Exercise requirements:
Please transcribe the data that follows without the pictures, keeping every word the same.

Supplied material:
= = = = = = =

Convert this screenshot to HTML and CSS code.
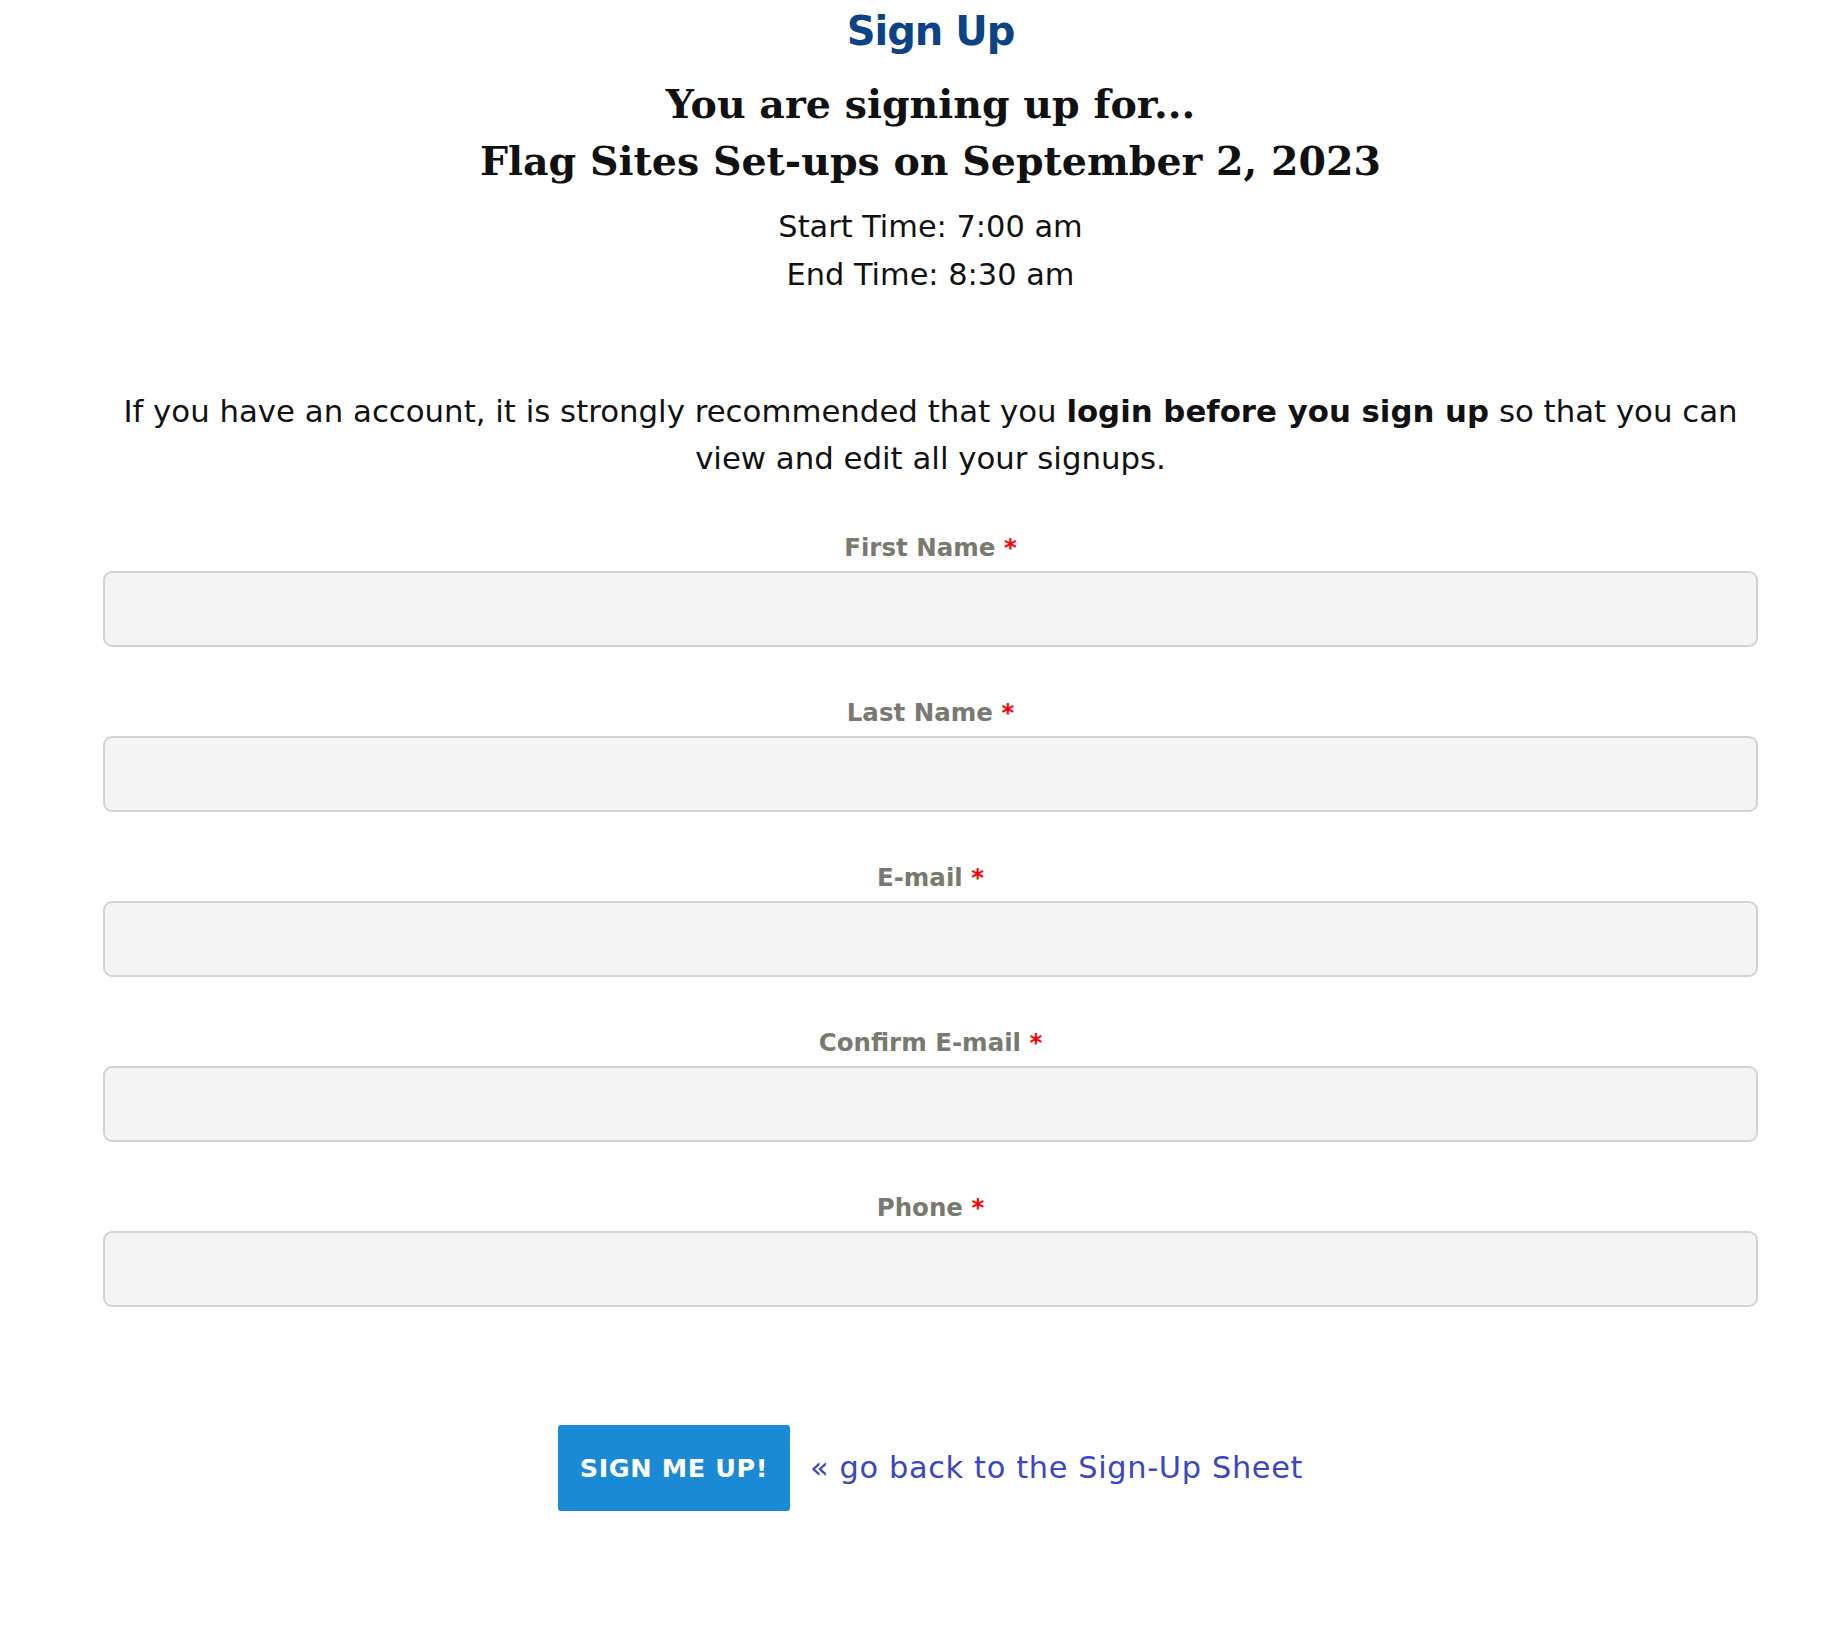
FILE: index.html
```html
<!DOCTYPE html>
<html lang="en">
<head>
<meta charset="utf-8">
<title>Sign Up</title>
<link rel="stylesheet" href="styles.css">
</head>
<body>
<main class="page">
  <h1 class="title">Sign Up</h1>
  <h2 class="event">You are signing up for...<br>Flag Sites Set-ups on September 2, 2023</h2>
  <p class="times">Start Time: 7:00 am<br>End Time: 8:30 am</p>
  <p class="notice">If you have an account, it is strongly recommended that you <strong>login before you sign up</strong> so that you can view and edit all your signups.</p>
  <form class="form">
    <div class="field">
      <label class="label" for="fn">First Name <span class="req">*</span></label>
      <input class="input" id="fn" type="text">
    </div>
    <div class="field">
      <label class="label" for="ln">Last Name <span class="req">*</span></label>
      <input class="input" id="ln" type="text">
    </div>
    <div class="field">
      <label class="label" for="em">E-mail <span class="req">*</span></label>
      <input class="input" id="em" type="text">
    </div>
    <div class="field">
      <label class="label" for="cem">Confirm E-mail <span class="req">*</span></label>
      <input class="input" id="cem" type="text">
    </div>
    <div class="field">
      <label class="label" for="ph">Phone <span class="req">*</span></label>
      <input class="input" id="ph" type="text">
    </div>
    <div class="actions">
      <button class="submit" type="button">Sign me up!</button>
      <a class="back" href="#">« go back to the Sign-Up Sheet</a>
    </div>
  </form>
</main>
</body>
</html>
```
FILE: styles.css
```css
html, body {
  margin: 0;
  padding: 0;
  background: #ffffff;
}
body {
  font-family: "DejaVu Sans", "Open Sans", sans-serif;
  color: #111111;
}
.page {
  padding: 3px 70px 0 103px;
  text-align: center;
}
.title {
  margin: 0;
  font-size: 40px;
  line-height: 56px;
  font-weight: 700;
  letter-spacing: -1px;
  color: #0b4385;
}
.event {
  margin: 17px 0 0;
  font-family: "DejaVu Serif", "Liberation Serif", serif;
  font-size: 39.5px;
  line-height: 57px;
  font-weight: 700;
  color: #111111;
}
.times {
  margin: 12.5px 0 0;
  font-size: 30.4px;
  line-height: 48px;
}
.notice {
  margin: 89.3px 0 0;
  font-size: 30.8px;
  line-height: 47px;
}
.notice strong {
  font-weight: 700;
}
.form {
  margin-top: 50.6px;
  display: flex;
  flex-direction: column;
}
.field {
  display: flex;
  flex-direction: column;
  margin-bottom: 50.5px;
}
.label {
  display: block;
  font-size: 24.5px;
  line-height: 32px;
  font-weight: 700;
  color: #797970;
  margin-bottom: 6.5px;
}
.req {
  color: #ff0000;
}
.input {
  box-sizing: border-box;
  width: 100%;
  height: 76px;
  margin: 0;
  background: #f4f4f4;
  border: 2px solid #d3d3d3;
  border-radius: 9px;
  font: inherit;
  padding: 0 16px;
}
.actions {
  margin-top: 67.5px;
  display: flex;
  justify-content: center;
  align-items: center;
  gap: 20px;
}
.submit {
  width: 232px;
  height: 86px;
  border: none;
  border-radius: 3px;
  background: #1b8ad4;
  color: #ffffff;
  font-family: "DejaVu Sans", sans-serif;
  font-size: 25.5px;
  font-weight: 700;
  letter-spacing: 0.6px;
  text-transform: uppercase;
  padding: 0;
}
.back {
  font-size: 30.4px;
  line-height: 48px;
  letter-spacing: 0.65px;
  color: #3a47c1;
  text-decoration: none;
}
```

= = = = = = =

The result:
Convert this screenshot to HTML and CSS code.
FILE: index.html
```html
<!DOCTYPE html>
<html lang="en">
<head>
<meta charset="utf-8">
<title>Sign Up</title>
<link rel="stylesheet" href="styles.css">
</head>
<body>
<main class="page">
  <h1 class="title">Sign Up</h1>
  <h2 class="event">You are signing up for...<br>Flag Sites Set-ups on September 2, 2023</h2>
  <p class="times">Start Time: 7:00 am<br>End Time: 8:30 am</p>
  <p class="notice">If you have an account, it is strongly recommended that you <strong>login before you sign up</strong> so that you can view and edit all your signups.</p>
  <form class="form">
    <div class="field">
      <label class="label" for="fn">First Name <span class="req">*</span></label>
      <input class="input" id="fn" type="text">
    </div>
    <div class="field">
      <label class="label" for="ln">Last Name <span class="req">*</span></label>
      <input class="input" id="ln" type="text">
    </div>
    <div class="field">
      <label class="label" for="em">E-mail <span class="req">*</span></label>
      <input class="input" id="em" type="text">
    </div>
    <div class="field">
      <label class="label" for="cem">Confirm E-mail <span class="req">*</span></label>
      <input class="input" id="cem" type="text">
    </div>
    <div class="field">
      <label class="label" for="ph">Phone <span class="req">*</span></label>
      <input class="input" id="ph" type="text">
    </div>
    <div class="actions">
      <button class="submit" type="button">Sign me up!</button>
      <a class="back" href="#">« go back to the Sign-Up Sheet</a>
    </div>
  </form>
</main>
</body>
</html>
```
FILE: styles.css
```css
html, body {
  margin: 0;
  padding: 0;
  background: #ffffff;
}
body {
  font-family: "DejaVu Sans", "Open Sans", sans-serif;
  color: #111111;
}
.page {
  padding: 3px 70px 0 103px;
  text-align: center;
}
.title {
  margin: 0;
  font-size: 40px;
  line-height: 56px;
  font-weight: 700;
  letter-spacing: -1px;
  color: #0b4385;
}
.event {
  margin: 17px 0 0;
  font-family: "DejaVu Serif", "Liberation Serif", serif;
  font-size: 39.5px;
  line-height: 57px;
  font-weight: 700;
  color: #111111;
}
.times {
  margin: 12.5px 0 0;
  font-size: 30.4px;
  line-height: 48px;
}
.notice {
  margin: 89.3px 0 0;
  font-size: 30.8px;
  line-height: 47px;
}
.notice strong {
  font-weight: 700;
}
.form {
  margin-top: 50.6px;
  display: flex;
  flex-direction: column;
}
.field {
  display: flex;
  flex-direction: column;
  margin-bottom: 50.5px;
}
.label {
  display: block;
  font-size: 24.5px;
  line-height: 32px;
  font-weight: 700;
  color: #797970;
  margin-bottom: 6.5px;
}
.req {
  color: #ff0000;
}
.input {
  box-sizing: border-box;
  width: 100%;
  height: 76px;
  margin: 0;
  background: #f4f4f4;
  border: 2px solid #d3d3d3;
  border-radius: 9px;
  font: inherit;
  padding: 0 16px;
}
.actions {
  margin-top: 67.5px;
  display: flex;
  justify-content: center;
  align-items: center;
  gap: 20px;
}
.submit {
  width: 232px;
  height: 86px;
  border: none;
  border-radius: 3px;
  background: #1b8ad4;
  color: #ffffff;
  font-family: "DejaVu Sans", sans-serif;
  font-size: 25.5px;
  font-weight: 700;
  letter-spacing: 0.6px;
  text-transform: uppercase;
  padding: 0;
}
.back {
  font-size: 30.4px;
  line-height: 48px;
  letter-spacing: 0.65px;
  color: #3a47c1;
  text-decoration: none;
}
```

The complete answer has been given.